• Data provided:
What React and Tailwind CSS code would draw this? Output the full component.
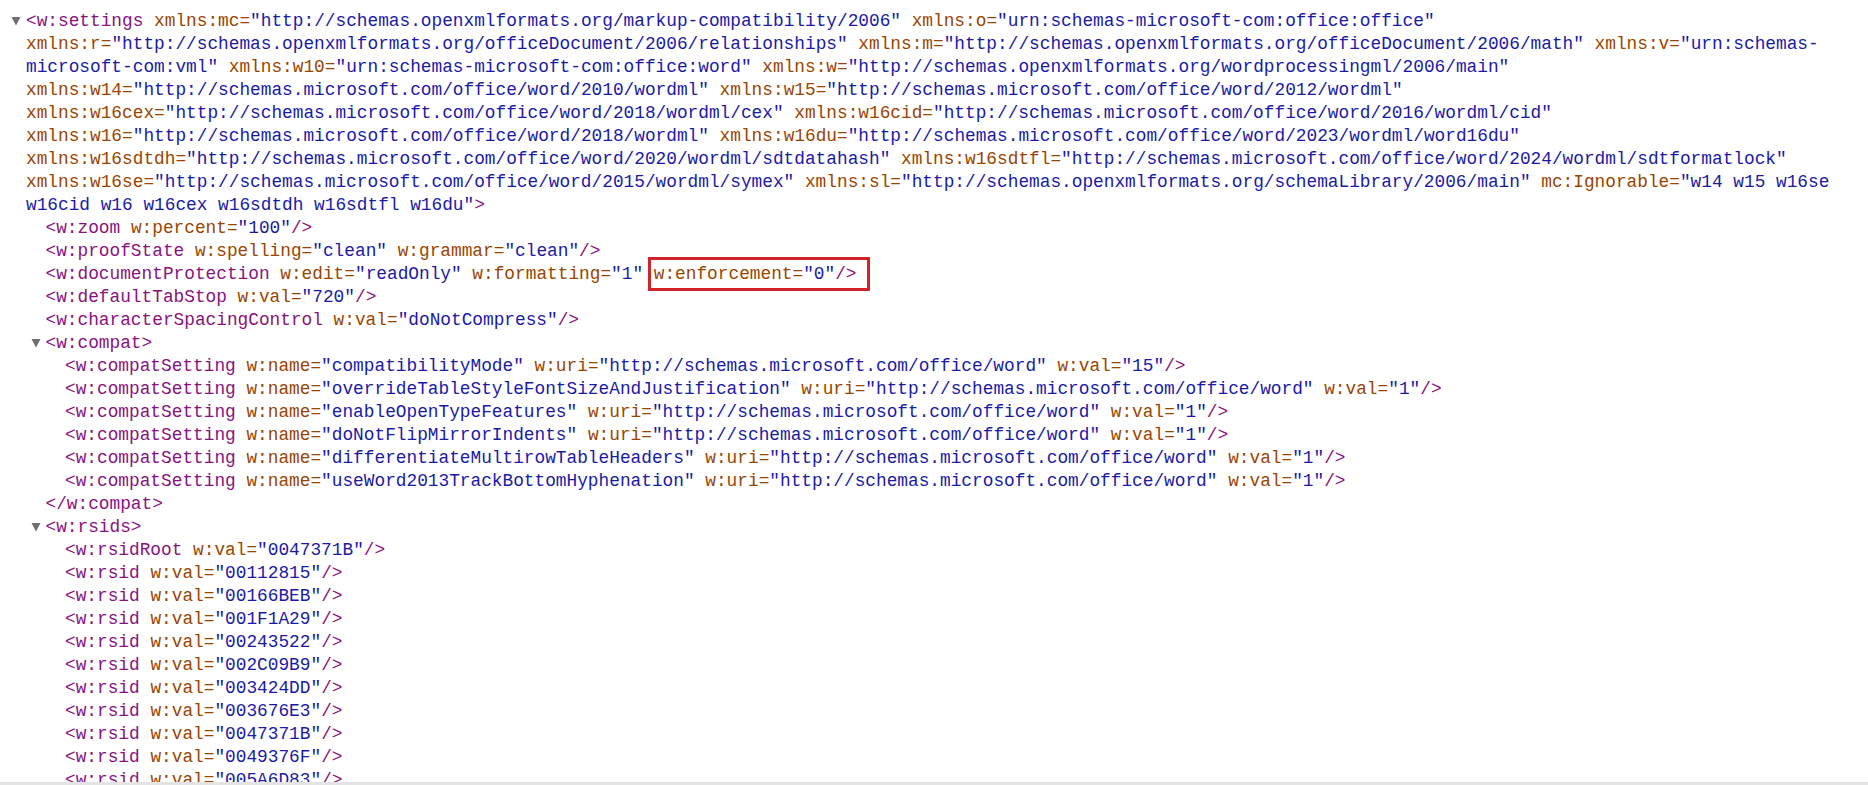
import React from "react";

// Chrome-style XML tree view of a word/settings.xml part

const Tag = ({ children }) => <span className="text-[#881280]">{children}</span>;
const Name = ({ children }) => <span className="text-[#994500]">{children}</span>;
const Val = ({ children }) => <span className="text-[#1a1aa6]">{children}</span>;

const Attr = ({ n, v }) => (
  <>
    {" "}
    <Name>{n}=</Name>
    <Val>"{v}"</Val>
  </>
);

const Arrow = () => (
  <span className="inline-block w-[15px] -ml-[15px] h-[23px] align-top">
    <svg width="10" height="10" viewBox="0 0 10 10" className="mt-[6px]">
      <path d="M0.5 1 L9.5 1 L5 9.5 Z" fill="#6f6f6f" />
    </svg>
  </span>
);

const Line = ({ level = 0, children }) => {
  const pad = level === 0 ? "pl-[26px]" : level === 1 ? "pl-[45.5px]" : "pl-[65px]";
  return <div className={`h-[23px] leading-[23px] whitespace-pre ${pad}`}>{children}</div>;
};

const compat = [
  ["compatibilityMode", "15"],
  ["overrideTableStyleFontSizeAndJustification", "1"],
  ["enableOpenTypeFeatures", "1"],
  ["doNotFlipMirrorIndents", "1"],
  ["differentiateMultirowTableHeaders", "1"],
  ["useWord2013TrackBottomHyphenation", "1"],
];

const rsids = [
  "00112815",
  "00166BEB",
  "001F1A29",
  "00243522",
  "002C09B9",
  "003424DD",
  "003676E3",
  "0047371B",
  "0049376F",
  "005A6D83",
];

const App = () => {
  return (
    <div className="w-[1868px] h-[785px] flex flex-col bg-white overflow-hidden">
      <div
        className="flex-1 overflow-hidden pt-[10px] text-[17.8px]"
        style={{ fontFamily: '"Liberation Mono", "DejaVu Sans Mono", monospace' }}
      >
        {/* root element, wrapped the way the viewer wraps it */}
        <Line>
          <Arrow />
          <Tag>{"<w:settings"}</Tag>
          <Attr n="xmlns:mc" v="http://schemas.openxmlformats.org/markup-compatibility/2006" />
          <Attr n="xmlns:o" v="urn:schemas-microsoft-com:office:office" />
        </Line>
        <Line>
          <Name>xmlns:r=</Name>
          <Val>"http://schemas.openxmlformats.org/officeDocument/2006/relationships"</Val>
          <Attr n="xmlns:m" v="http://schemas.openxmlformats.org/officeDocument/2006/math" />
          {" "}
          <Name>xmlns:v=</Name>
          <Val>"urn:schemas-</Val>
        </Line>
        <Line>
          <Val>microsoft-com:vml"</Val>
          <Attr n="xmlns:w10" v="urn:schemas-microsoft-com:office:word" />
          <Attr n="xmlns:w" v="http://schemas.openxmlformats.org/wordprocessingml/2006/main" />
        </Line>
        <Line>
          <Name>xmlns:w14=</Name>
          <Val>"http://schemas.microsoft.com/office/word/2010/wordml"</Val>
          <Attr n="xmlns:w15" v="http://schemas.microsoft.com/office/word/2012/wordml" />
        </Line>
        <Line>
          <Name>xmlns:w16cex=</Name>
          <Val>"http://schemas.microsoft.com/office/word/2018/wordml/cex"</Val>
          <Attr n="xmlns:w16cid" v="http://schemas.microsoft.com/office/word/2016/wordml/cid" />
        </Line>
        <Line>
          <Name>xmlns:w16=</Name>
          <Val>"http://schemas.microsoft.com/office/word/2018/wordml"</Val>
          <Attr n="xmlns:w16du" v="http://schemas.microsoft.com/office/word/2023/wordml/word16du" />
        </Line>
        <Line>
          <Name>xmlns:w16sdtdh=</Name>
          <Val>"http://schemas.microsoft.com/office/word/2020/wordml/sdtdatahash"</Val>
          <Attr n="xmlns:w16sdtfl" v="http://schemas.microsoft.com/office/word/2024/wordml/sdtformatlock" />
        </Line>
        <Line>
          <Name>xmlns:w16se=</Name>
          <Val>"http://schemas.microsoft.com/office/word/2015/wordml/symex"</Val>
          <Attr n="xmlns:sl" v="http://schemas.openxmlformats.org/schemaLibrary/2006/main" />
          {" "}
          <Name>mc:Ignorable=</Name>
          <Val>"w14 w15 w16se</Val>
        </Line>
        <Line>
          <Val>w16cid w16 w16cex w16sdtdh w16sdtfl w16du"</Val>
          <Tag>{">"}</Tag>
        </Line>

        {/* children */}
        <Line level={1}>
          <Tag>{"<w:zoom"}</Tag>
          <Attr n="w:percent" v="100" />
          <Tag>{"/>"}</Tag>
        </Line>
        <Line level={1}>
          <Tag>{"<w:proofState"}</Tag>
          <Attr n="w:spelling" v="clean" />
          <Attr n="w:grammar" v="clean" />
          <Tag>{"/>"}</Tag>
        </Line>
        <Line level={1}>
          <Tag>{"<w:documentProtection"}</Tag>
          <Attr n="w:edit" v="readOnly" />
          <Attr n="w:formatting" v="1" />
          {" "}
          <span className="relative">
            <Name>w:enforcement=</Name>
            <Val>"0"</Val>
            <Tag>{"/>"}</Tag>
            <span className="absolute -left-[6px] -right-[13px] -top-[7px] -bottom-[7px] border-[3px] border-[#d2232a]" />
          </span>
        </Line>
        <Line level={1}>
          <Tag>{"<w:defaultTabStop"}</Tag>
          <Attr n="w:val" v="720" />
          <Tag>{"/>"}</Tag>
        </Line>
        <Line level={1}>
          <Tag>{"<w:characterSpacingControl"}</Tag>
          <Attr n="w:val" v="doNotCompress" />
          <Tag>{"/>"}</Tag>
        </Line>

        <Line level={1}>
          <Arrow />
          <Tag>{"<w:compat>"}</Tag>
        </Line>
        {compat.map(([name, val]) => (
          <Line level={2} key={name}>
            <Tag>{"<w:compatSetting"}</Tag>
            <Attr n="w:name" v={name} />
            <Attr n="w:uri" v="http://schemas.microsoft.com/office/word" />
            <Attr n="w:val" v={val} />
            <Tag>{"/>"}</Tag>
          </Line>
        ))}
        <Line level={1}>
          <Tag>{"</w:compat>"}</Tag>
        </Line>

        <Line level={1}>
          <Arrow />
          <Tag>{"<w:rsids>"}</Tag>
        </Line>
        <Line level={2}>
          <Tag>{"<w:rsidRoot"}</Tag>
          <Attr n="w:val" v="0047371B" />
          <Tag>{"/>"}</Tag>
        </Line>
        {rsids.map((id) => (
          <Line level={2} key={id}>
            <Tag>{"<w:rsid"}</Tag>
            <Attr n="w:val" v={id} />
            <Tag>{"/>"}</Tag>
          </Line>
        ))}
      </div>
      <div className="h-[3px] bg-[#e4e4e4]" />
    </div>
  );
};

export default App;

• Written task:
Each line of the data should be quoted exactly, with pictures left out.

• Finished answer:
What React and Tailwind CSS code would draw this? Output the full component.
import React from "react";

// Chrome-style XML tree view of a word/settings.xml part

const Tag = ({ children }) => <span className="text-[#881280]">{children}</span>;
const Name = ({ children }) => <span className="text-[#994500]">{children}</span>;
const Val = ({ children }) => <span className="text-[#1a1aa6]">{children}</span>;

const Attr = ({ n, v }) => (
  <>
    {" "}
    <Name>{n}=</Name>
    <Val>"{v}"</Val>
  </>
);

const Arrow = () => (
  <span className="inline-block w-[15px] -ml-[15px] h-[23px] align-top">
    <svg width="10" height="10" viewBox="0 0 10 10" className="mt-[6px]">
      <path d="M0.5 1 L9.5 1 L5 9.5 Z" fill="#6f6f6f" />
    </svg>
  </span>
);

const Line = ({ level = 0, children }) => {
  const pad = level === 0 ? "pl-[26px]" : level === 1 ? "pl-[45.5px]" : "pl-[65px]";
  return <div className={`h-[23px] leading-[23px] whitespace-pre ${pad}`}>{children}</div>;
};

const compat = [
  ["compatibilityMode", "15"],
  ["overrideTableStyleFontSizeAndJustification", "1"],
  ["enableOpenTypeFeatures", "1"],
  ["doNotFlipMirrorIndents", "1"],
  ["differentiateMultirowTableHeaders", "1"],
  ["useWord2013TrackBottomHyphenation", "1"],
];

const rsids = [
  "00112815",
  "00166BEB",
  "001F1A29",
  "00243522",
  "002C09B9",
  "003424DD",
  "003676E3",
  "0047371B",
  "0049376F",
  "005A6D83",
];

const App = () => {
  return (
    <div className="w-[1868px] h-[785px] flex flex-col bg-white overflow-hidden">
      <div
        className="flex-1 overflow-hidden pt-[10px] text-[17.8px]"
        style={{ fontFamily: '"Liberation Mono", "DejaVu Sans Mono", monospace' }}
      >
        {/* root element, wrapped the way the viewer wraps it */}
        <Line>
          <Arrow />
          <Tag>{"<w:settings"}</Tag>
          <Attr n="xmlns:mc" v="http://schemas.openxmlformats.org/markup-compatibility/2006" />
          <Attr n="xmlns:o" v="urn:schemas-microsoft-com:office:office" />
        </Line>
        <Line>
          <Name>xmlns:r=</Name>
          <Val>"http://schemas.openxmlformats.org/officeDocument/2006/relationships"</Val>
          <Attr n="xmlns:m" v="http://schemas.openxmlformats.org/officeDocument/2006/math" />
          {" "}
          <Name>xmlns:v=</Name>
          <Val>"urn:schemas-</Val>
        </Line>
        <Line>
          <Val>microsoft-com:vml"</Val>
          <Attr n="xmlns:w10" v="urn:schemas-microsoft-com:office:word" />
          <Attr n="xmlns:w" v="http://schemas.openxmlformats.org/wordprocessingml/2006/main" />
        </Line>
        <Line>
          <Name>xmlns:w14=</Name>
          <Val>"http://schemas.microsoft.com/office/word/2010/wordml"</Val>
          <Attr n="xmlns:w15" v="http://schemas.microsoft.com/office/word/2012/wordml" />
        </Line>
        <Line>
          <Name>xmlns:w16cex=</Name>
          <Val>"http://schemas.microsoft.com/office/word/2018/wordml/cex"</Val>
          <Attr n="xmlns:w16cid" v="http://schemas.microsoft.com/office/word/2016/wordml/cid" />
        </Line>
        <Line>
          <Name>xmlns:w16=</Name>
          <Val>"http://schemas.microsoft.com/office/word/2018/wordml"</Val>
          <Attr n="xmlns:w16du" v="http://schemas.microsoft.com/office/word/2023/wordml/word16du" />
        </Line>
        <Line>
          <Name>xmlns:w16sdtdh=</Name>
          <Val>"http://schemas.microsoft.com/office/word/2020/wordml/sdtdatahash"</Val>
          <Attr n="xmlns:w16sdtfl" v="http://schemas.microsoft.com/office/word/2024/wordml/sdtformatlock" />
        </Line>
        <Line>
          <Name>xmlns:w16se=</Name>
          <Val>"http://schemas.microsoft.com/office/word/2015/wordml/symex"</Val>
          <Attr n="xmlns:sl" v="http://schemas.openxmlformats.org/schemaLibrary/2006/main" />
          {" "}
          <Name>mc:Ignorable=</Name>
          <Val>"w14 w15 w16se</Val>
        </Line>
        <Line>
          <Val>w16cid w16 w16cex w16sdtdh w16sdtfl w16du"</Val>
          <Tag>{">"}</Tag>
        </Line>

        {/* children */}
        <Line level={1}>
          <Tag>{"<w:zoom"}</Tag>
          <Attr n="w:percent" v="100" />
          <Tag>{"/>"}</Tag>
        </Line>
        <Line level={1}>
          <Tag>{"<w:proofState"}</Tag>
          <Attr n="w:spelling" v="clean" />
          <Attr n="w:grammar" v="clean" />
          <Tag>{"/>"}</Tag>
        </Line>
        <Line level={1}>
          <Tag>{"<w:documentProtection"}</Tag>
          <Attr n="w:edit" v="readOnly" />
          <Attr n="w:formatting" v="1" />
          {" "}
          <span className="relative">
            <Name>w:enforcement=</Name>
            <Val>"0"</Val>
            <Tag>{"/>"}</Tag>
            <span className="absolute -left-[6px] -right-[13px] -top-[7px] -bottom-[7px] border-[3px] border-[#d2232a]" />
          </span>
        </Line>
        <Line level={1}>
          <Tag>{"<w:defaultTabStop"}</Tag>
          <Attr n="w:val" v="720" />
          <Tag>{"/>"}</Tag>
        </Line>
        <Line level={1}>
          <Tag>{"<w:characterSpacingControl"}</Tag>
          <Attr n="w:val" v="doNotCompress" />
          <Tag>{"/>"}</Tag>
        </Line>

        <Line level={1}>
          <Arrow />
          <Tag>{"<w:compat>"}</Tag>
        </Line>
        {compat.map(([name, val]) => (
          <Line level={2} key={name}>
            <Tag>{"<w:compatSetting"}</Tag>
            <Attr n="w:name" v={name} />
            <Attr n="w:uri" v="http://schemas.microsoft.com/office/word" />
            <Attr n="w:val" v={val} />
            <Tag>{"/>"}</Tag>
          </Line>
        ))}
        <Line level={1}>
          <Tag>{"</w:compat>"}</Tag>
        </Line>

        <Line level={1}>
          <Arrow />
          <Tag>{"<w:rsids>"}</Tag>
        </Line>
        <Line level={2}>
          <Tag>{"<w:rsidRoot"}</Tag>
          <Attr n="w:val" v="0047371B" />
          <Tag>{"/>"}</Tag>
        </Line>
        {rsids.map((id) => (
          <Line level={2} key={id}>
            <Tag>{"<w:rsid"}</Tag>
            <Attr n="w:val" v={id} />
            <Tag>{"/>"}</Tag>
          </Line>
        ))}
      </div>
      <div className="h-[3px] bg-[#e4e4e4]" />
    </div>
  );
};

export default App;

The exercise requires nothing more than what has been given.